* **Do this**
Transcribe the data in full and exactly, omitting any pictures.

* **Data provided**

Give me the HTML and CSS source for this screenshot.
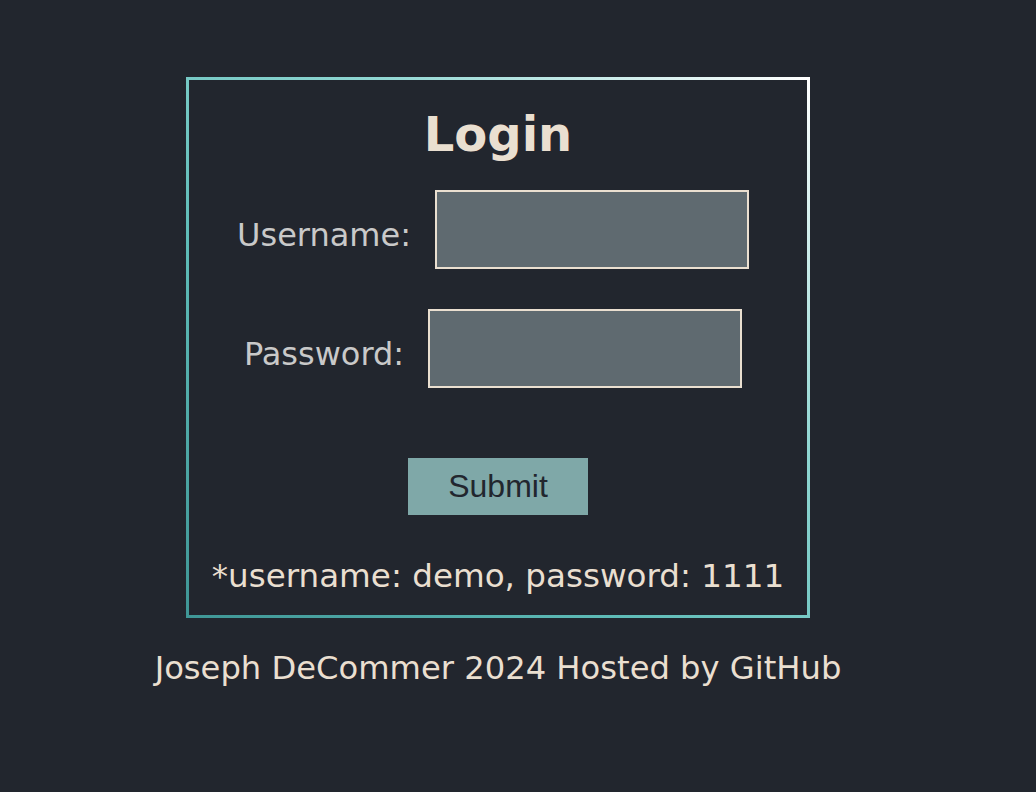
FILE: index.html
```html
<!DOCTYPE html>
<html lang="en">
<head>
<meta charset="utf-8">
<title>Login</title>
<link rel="stylesheet" href="styles.css">
</head>
<body>
<div class="page">
  <form class="login-box">
    <h1 class="title">Login</h1>
    <div class="field">
      <label class="label" for="username">Username:</label>
      <input class="input" id="username" type="text">
    </div>
    <div class="field field-password">
      <label class="label" for="password">Password:</label>
      <input class="input" id="password" type="password">
    </div>
    <button class="submit" type="button">Submit</button>
    <p class="hint">*username: demo, password: 1111</p>
  </form>
  <footer class="footer">Joseph DeCommer 2024 Hosted by GitHub</footer>
</div>
</body>
</html>
```
FILE: styles.css
```css
html, body {
  margin: 0;
  padding: 0;
  background: #22262e;
}
body {
  padding: 8px;
  font-family: "DejaVu Sans", Verdana, sans-serif;
  color: #eadfd0;
}
.page {
  width: 980px;
  display: flex;
  flex-direction: column;
  align-items: center;
  padding-top: 69px;
}
.login-box {
  width: 618px;
  box-sizing: content-box;
  border: 3px solid;
  border-image: linear-gradient(to top right, #3f9696 0%, #5fbcb8 35%, #8fd6d2 65%, #ffffff 100%) 1;
  display: flex;
  flex-direction: column;
  align-items: center;
  padding: 26px 0 20px;
  margin: 0;
}
.title {
  margin: 0;
  font-size: 48px;
  line-height: 56px;
  font-weight: bold;
  color: #eadfd0;
}
.field {
  display: flex;
  align-items: center;
  gap: 24px;
  margin-top: 28px;
  padding-right: 10px;
}
.field-password {
  margin-top: 40px;
}
.label {
  font-size: 32px;
  line-height: 37px;
  color: #c9c9c9;
  padding-top: 12px;
}
.input {
  width: 314px;
  height: 79px;
  box-sizing: border-box;
  margin: 0;
  border: 2px solid #eadfd0;
  background: #5f6a70;
  color: #eadfd0;
  font-size: 24px;
  padding: 0 8px;
  outline: none;
}
.submit {
  margin-top: 70px;
  width: 180px;
  height: 57px;
  border: none;
  background: #7fa8a8;
  color: #22262e;
  font-family: "Liberation Sans", Arial, sans-serif;
  font-size: 32px;
  padding: 0;
}
.hint {
  margin: 42px 0 0;
  font-size: 32.6px;
  line-height: 38px;
  color: #eadfd0;
}
.footer {
  margin-top: 32px;
  font-size: 32.2px;
  line-height: 37px;
  color: #eadfd0;
}
```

* **Task output**
Give me the HTML and CSS source for this screenshot.
FILE: index.html
```html
<!DOCTYPE html>
<html lang="en">
<head>
<meta charset="utf-8">
<title>Login</title>
<link rel="stylesheet" href="styles.css">
</head>
<body>
<div class="page">
  <form class="login-box">
    <h1 class="title">Login</h1>
    <div class="field">
      <label class="label" for="username">Username:</label>
      <input class="input" id="username" type="text">
    </div>
    <div class="field field-password">
      <label class="label" for="password">Password:</label>
      <input class="input" id="password" type="password">
    </div>
    <button class="submit" type="button">Submit</button>
    <p class="hint">*username: demo, password: 1111</p>
  </form>
  <footer class="footer">Joseph DeCommer 2024 Hosted by GitHub</footer>
</div>
</body>
</html>
```
FILE: styles.css
```css
html, body {
  margin: 0;
  padding: 0;
  background: #22262e;
}
body {
  padding: 8px;
  font-family: "DejaVu Sans", Verdana, sans-serif;
  color: #eadfd0;
}
.page {
  width: 980px;
  display: flex;
  flex-direction: column;
  align-items: center;
  padding-top: 69px;
}
.login-box {
  width: 618px;
  box-sizing: content-box;
  border: 3px solid;
  border-image: linear-gradient(to top right, #3f9696 0%, #5fbcb8 35%, #8fd6d2 65%, #ffffff 100%) 1;
  display: flex;
  flex-direction: column;
  align-items: center;
  padding: 26px 0 20px;
  margin: 0;
}
.title {
  margin: 0;
  font-size: 48px;
  line-height: 56px;
  font-weight: bold;
  color: #eadfd0;
}
.field {
  display: flex;
  align-items: center;
  gap: 24px;
  margin-top: 28px;
  padding-right: 10px;
}
.field-password {
  margin-top: 40px;
}
.label {
  font-size: 32px;
  line-height: 37px;
  color: #c9c9c9;
  padding-top: 12px;
}
.input {
  width: 314px;
  height: 79px;
  box-sizing: border-box;
  margin: 0;
  border: 2px solid #eadfd0;
  background: #5f6a70;
  color: #eadfd0;
  font-size: 24px;
  padding: 0 8px;
  outline: none;
}
.submit {
  margin-top: 70px;
  width: 180px;
  height: 57px;
  border: none;
  background: #7fa8a8;
  color: #22262e;
  font-family: "Liberation Sans", Arial, sans-serif;
  font-size: 32px;
  padding: 0;
}
.hint {
  margin: 42px 0 0;
  font-size: 32.6px;
  line-height: 38px;
  color: #eadfd0;
}
.footer {
  margin-top: 32px;
  font-size: 32.2px;
  line-height: 37px;
  color: #eadfd0;
}
```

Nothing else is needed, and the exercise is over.